現時点で1番の疑問点は、「RADEON RX5700/XT」にレイトレーシングをアクセラレートするRTコアが搭載されていないことだ。AMDの資料によると、RTコアの搭載は、次世代のRDNA2で搭載されるようだ。これで一応、コンソールハードメーカーが公表している内容と矛盾はなくなったわけだが、2019年も下半期目前の今にいたって、PC向け製品にRTコアが搭載されたものが存在しないというのは、なかなか厳しい状況に思える。
2020年が予想されている両コンソール機のリリースにギリギリでも間に合うようにやるのだろうが、搭載されるRTコアは第2世代、第3世代というわけにはいかず、第1世代のものになってしまうだろう。枯れた実装とすることができないばかりか、安定供給の問題や、高コストになってしまう可能性がある。ひいては次世代機の価格が予想より高価になってしまい、市場の立ち上がりに悪影響を及ぼす可能性がある。
メモリに関しても、GDDR6の採用となったため、性能的には一歩後退した感がある。ただし、キャッシュの多段化によるパフォーマンス向上や、GDDR6にはコストが安いというメリットもあるため、コスト重視のコンソール機には妥当な解が導き出されたということもできる。APU内のGPUダイは、RX5700相当にRTコアを加えたものになるということで、ほぼ間違いないのではないだろうか。
ダイサイズに制約があるなら、演算ユニットが削減されて、空いたスペースにRTを搭載という可能性はあるが、それでも半減ということはなく20%~30%程度の削減に留まるだろう。両ハードの味付けの違いとしては、VRAMの量や、RTコアとRDNA2コアの比率ということになるだろう。
ちなみにマイクロソフトの次世代機にはGDDR6の搭載が挙げられていることから、これをVRAMと考えると、この部分も符合する。画面出力に関する8K、120FPSのフィーチャーは同時に実現できるものとは思えない。8K解像度で最大30FPS、4K解像度で最大120FPS、いずれもVRR(可変リフレッシュレート)に対応ということなら現実的だ。HDRを有効にすれば、さらに解像度なり、フレームレートなりが犠牲になる。こういったあたりが現状のディスプレイ出力の制約から考えられる。
一方のCPUにおいては、いかにマルチスレッドが一般的になってきたとはいえ、伝統的にコア数を増やして並列化をするより、コア数は少なくても高クロックにする方が、ずっとニーズは大きいだろう。「Ryzen5 3600X」の4コア版というか「Ryzen 3 3200G」のGPUコアがNaviに変更されたバージョンというか、そのあたりに着地する可能性が高いのではないかと考えられる。

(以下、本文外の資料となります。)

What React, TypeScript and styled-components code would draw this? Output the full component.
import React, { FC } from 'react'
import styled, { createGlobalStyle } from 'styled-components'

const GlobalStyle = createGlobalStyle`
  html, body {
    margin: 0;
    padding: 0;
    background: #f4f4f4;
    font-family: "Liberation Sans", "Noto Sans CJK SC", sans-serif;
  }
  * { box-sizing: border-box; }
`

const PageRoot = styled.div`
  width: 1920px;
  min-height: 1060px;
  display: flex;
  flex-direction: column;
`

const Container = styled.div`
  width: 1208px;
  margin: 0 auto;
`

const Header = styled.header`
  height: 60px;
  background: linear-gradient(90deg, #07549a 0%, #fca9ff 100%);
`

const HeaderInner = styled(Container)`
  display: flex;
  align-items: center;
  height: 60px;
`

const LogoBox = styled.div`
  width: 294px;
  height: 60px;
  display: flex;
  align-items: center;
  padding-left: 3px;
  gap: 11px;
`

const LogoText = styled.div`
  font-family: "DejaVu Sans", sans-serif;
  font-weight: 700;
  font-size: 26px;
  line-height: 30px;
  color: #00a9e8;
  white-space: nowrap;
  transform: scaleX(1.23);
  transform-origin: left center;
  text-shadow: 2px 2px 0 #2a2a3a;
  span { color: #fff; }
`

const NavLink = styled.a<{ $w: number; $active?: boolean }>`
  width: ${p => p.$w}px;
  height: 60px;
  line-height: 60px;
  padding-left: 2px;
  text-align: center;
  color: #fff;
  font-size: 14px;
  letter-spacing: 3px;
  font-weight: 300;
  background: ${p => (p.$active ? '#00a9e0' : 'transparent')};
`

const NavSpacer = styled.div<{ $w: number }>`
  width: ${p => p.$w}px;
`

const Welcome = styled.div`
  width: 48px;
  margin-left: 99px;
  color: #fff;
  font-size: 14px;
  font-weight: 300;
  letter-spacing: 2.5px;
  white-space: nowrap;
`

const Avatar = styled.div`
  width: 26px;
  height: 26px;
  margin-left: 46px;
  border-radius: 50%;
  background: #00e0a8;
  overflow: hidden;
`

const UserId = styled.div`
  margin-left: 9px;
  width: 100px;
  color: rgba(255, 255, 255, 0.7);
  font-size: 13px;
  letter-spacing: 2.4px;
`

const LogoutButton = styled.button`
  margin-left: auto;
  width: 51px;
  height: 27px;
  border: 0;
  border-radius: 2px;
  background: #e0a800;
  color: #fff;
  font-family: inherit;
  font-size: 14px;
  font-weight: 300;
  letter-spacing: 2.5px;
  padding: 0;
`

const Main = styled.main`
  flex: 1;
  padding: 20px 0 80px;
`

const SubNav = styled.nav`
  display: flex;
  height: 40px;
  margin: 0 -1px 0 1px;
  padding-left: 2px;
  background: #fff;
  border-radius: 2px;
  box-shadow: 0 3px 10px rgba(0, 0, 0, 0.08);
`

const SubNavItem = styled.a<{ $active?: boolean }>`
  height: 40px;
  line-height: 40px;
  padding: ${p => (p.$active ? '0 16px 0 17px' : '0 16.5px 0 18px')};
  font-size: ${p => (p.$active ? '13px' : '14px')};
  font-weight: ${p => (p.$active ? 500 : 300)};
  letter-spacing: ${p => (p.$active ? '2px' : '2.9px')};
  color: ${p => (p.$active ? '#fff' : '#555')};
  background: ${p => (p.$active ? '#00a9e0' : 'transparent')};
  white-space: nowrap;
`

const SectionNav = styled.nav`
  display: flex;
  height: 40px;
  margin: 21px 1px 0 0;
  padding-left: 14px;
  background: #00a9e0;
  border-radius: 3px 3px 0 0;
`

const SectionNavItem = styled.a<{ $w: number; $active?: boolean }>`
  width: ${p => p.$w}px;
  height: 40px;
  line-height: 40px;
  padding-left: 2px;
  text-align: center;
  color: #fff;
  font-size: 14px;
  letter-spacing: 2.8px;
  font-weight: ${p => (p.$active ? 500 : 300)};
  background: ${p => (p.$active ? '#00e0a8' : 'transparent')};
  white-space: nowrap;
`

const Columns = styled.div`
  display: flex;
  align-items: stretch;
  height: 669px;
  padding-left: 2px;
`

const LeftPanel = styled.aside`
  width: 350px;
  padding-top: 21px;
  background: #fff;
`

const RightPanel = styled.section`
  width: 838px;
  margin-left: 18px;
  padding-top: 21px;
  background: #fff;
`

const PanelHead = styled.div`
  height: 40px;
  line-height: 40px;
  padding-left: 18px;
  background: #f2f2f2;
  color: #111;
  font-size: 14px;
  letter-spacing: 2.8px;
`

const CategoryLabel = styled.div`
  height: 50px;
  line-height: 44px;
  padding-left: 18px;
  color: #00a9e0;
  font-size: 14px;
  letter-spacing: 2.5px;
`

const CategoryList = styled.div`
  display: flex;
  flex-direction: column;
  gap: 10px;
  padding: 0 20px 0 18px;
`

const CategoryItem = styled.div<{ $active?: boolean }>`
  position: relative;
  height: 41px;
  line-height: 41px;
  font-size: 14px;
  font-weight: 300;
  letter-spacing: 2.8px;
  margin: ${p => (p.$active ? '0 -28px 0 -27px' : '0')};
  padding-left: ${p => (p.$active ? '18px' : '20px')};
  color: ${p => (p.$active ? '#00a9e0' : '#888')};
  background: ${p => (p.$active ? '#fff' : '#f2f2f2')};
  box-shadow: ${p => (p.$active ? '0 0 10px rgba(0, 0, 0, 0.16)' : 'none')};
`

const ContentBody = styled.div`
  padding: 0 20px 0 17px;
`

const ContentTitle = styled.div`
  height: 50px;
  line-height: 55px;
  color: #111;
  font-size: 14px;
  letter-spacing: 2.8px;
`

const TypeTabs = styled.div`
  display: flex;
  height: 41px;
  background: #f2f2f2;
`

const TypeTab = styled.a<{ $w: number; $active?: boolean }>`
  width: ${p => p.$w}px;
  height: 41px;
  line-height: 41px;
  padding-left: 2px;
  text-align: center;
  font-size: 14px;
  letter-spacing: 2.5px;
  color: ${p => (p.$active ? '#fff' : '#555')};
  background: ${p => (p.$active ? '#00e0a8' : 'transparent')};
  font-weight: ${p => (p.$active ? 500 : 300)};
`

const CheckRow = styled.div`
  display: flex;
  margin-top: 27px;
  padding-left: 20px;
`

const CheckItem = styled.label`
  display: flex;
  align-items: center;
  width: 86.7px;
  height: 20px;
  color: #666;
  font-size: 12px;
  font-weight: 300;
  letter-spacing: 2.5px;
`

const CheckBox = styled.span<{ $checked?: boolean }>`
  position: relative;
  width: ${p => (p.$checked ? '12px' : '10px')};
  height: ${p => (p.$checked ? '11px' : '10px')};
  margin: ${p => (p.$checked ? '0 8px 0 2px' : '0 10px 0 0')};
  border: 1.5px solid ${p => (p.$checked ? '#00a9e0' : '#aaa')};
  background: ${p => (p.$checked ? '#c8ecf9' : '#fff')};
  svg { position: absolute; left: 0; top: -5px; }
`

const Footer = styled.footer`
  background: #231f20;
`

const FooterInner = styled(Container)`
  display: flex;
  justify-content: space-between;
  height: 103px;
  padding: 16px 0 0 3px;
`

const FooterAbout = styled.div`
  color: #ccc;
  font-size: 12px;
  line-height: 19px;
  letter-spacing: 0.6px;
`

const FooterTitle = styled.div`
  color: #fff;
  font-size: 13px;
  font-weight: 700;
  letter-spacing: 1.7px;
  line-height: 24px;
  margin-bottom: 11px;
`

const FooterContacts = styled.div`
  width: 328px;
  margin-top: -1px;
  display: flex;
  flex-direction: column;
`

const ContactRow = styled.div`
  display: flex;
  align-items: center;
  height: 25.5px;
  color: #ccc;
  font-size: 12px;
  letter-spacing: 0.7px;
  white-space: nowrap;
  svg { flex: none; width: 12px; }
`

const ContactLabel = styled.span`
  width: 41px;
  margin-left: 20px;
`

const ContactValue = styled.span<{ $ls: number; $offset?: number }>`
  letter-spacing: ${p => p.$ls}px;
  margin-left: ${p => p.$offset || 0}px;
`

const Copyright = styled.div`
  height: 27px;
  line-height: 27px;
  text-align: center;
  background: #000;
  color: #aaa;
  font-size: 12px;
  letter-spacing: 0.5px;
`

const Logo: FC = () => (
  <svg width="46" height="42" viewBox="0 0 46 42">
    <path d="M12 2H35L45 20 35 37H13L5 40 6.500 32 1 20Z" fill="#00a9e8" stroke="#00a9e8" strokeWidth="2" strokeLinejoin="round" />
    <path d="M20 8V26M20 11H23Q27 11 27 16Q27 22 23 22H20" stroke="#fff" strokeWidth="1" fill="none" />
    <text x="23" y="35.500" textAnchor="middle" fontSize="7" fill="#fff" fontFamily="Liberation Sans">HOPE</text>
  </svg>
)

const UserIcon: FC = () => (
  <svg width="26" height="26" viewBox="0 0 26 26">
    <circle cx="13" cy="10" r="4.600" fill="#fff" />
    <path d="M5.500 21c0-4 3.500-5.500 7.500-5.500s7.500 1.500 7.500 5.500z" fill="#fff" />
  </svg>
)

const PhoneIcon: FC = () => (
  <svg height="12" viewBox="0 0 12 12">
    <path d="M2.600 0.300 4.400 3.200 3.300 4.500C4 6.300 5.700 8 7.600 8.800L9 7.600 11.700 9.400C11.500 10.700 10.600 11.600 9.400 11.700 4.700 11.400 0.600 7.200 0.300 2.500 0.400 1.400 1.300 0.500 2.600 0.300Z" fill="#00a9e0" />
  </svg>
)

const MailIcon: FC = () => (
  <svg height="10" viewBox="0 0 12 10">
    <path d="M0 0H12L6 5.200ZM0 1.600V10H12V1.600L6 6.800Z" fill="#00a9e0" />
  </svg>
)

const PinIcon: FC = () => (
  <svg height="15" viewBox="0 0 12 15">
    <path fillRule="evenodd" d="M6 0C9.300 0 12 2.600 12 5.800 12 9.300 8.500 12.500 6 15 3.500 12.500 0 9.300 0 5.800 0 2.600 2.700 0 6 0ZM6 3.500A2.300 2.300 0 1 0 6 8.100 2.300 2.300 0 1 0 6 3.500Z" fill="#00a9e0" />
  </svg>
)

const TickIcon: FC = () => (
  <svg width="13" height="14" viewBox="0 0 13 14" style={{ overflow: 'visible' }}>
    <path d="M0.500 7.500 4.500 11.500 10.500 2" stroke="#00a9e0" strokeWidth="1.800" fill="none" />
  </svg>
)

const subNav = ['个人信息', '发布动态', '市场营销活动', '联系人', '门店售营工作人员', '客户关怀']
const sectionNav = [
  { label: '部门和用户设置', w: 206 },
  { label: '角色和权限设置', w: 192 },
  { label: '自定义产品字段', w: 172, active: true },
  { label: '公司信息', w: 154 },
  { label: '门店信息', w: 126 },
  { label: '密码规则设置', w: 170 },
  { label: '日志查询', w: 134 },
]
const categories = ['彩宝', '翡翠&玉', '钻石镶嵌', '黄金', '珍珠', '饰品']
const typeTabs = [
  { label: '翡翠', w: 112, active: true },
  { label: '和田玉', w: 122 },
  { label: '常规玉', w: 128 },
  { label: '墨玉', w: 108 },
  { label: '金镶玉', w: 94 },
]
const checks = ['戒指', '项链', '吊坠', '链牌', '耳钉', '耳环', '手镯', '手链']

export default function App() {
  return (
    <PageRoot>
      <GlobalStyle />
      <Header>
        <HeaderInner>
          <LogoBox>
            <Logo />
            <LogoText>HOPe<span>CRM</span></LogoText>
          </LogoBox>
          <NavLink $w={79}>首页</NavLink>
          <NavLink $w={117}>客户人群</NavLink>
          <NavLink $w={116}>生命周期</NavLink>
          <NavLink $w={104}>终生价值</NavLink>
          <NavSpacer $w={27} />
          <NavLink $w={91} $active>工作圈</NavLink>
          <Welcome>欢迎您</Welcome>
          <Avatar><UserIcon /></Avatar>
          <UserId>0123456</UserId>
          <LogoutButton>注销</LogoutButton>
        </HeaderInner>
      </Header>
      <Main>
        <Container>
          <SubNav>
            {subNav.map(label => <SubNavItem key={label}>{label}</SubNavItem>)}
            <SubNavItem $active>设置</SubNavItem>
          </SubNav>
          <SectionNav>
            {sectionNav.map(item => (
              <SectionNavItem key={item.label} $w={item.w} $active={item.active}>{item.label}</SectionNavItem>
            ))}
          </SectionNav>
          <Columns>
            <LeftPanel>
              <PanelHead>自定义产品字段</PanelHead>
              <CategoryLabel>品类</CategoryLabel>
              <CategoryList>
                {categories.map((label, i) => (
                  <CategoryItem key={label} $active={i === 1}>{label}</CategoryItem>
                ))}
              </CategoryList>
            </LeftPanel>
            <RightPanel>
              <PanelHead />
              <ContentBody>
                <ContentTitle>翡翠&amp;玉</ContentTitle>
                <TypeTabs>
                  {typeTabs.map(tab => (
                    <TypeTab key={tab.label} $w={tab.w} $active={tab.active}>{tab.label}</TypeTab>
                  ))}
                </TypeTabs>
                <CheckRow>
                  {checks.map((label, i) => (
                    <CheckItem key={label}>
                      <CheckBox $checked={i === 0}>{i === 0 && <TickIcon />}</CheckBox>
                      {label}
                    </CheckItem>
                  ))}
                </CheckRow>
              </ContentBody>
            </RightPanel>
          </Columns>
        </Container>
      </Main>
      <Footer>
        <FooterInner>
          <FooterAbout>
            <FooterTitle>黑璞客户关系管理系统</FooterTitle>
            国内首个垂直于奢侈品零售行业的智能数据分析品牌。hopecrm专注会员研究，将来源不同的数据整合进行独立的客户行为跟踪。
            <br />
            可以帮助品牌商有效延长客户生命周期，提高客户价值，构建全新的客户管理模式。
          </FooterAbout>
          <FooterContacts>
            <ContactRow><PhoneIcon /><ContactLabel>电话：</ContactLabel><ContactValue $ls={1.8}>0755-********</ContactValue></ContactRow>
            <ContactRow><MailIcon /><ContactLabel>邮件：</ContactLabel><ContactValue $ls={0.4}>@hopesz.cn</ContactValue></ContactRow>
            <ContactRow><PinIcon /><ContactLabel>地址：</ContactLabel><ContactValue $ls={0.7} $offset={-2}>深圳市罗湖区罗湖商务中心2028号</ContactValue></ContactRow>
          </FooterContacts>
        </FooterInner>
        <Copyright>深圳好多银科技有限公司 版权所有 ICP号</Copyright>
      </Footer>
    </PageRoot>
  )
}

そのほか、CPUとGPU、そしてIOダイを接続するローカルバスに対する速度や帯域幅の改良要求が考えられる。特にソニーについては、PS2での成功体験もあることから、このあたりの要求が大きいのではないかと推測される。
いまだ全容が見えてこない、ソニーとマイクロソフトの次世代機だが、両社とも発売は2020年のクリスマス商戦と予想されることから、来年のE3 2020の頃には、完全に情報が出尽くしていることだろう。8月のGamescomでは、E3のおさらいといった内容になるとみられるため、続報は、CES2020かGDC2020のタイミングで夏から秋、そしてクリスマスに向けて情報戦も次第に熱を増していくことだろう。
以前は、早ければ2019年末にも次世代機の発売か、と噂されていた時期もあったため、本年のE3における発表は、若干肩透かしを食らった格好になってしまったが、今後もハイエンドゲーミングを牽引するPCハードウェアや次世代機の最新動向をタイムリーにお伝えしていきたい。